I don't know what you people are complaining about. You get what you pay for.
Their hardware may be relatively expensive, but you also get well-designed software with it (with free OS upgrades)
At work, I work with Windows and Linux OS's (btw, Linux is great), but, at home, I wouldn't swap my retina Macbook Pro with OS X for anything.
I agree, it costs a lot, but you get fantastic build quality, amazing display, PCIe SSD (it's really fast) and ABSOLUTE SILENCE.
I've done some DTP work, edited a video, built malware analysis environment in a VM and I've done all kinds of other things in SILENCE. This thing doesn't make any noise and it's FAST. Oh and IMO the biggest advantage of OS X (other than relatively good security) is stability. In the last 18 months that I've owned it, I only had to reboot it for OS patching. Other than that, there are no reboots needed on OS X. Eat that Windows
After working on this, Windows PC seems frustratingly slow and buggy and vulnerable and all sorts.
Don't get me wrong, I still have my good old noisy Windows desktop for gaming
.
I suppose, there's room for everything. It all depends on your needs and budget.
I've worked on an iMac and Mac Pro (old gen) and would recommend those too for people wanting silence and stability whilst doing their work.
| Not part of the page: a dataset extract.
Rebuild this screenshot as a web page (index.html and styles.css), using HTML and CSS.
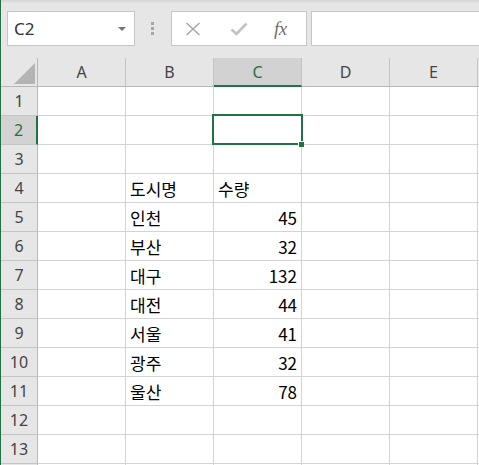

You don't need a new one. Get a 2nd hand one off eBay.
Trust me, if you work in IT, the last thing you want at home, is a Windows PC. Many of my colleagues and former co-workers have either Macs or Linux PC's. Windows is good, because it's popular, so games are made for it, so gamers like it. But, other than that, it's a really messy, buggy OS with an ability to degrade itself over time...
It has a lot of holes too, which hackers just love. Drive-by downloads whilst watching those "free" TV shows/films online? Anyone?
I could go on forever comparing Windows, OS X, Linux, iOS, Android and all that. Each of those has their target user. All I can say is try each of those for a good while and then see for yourselves.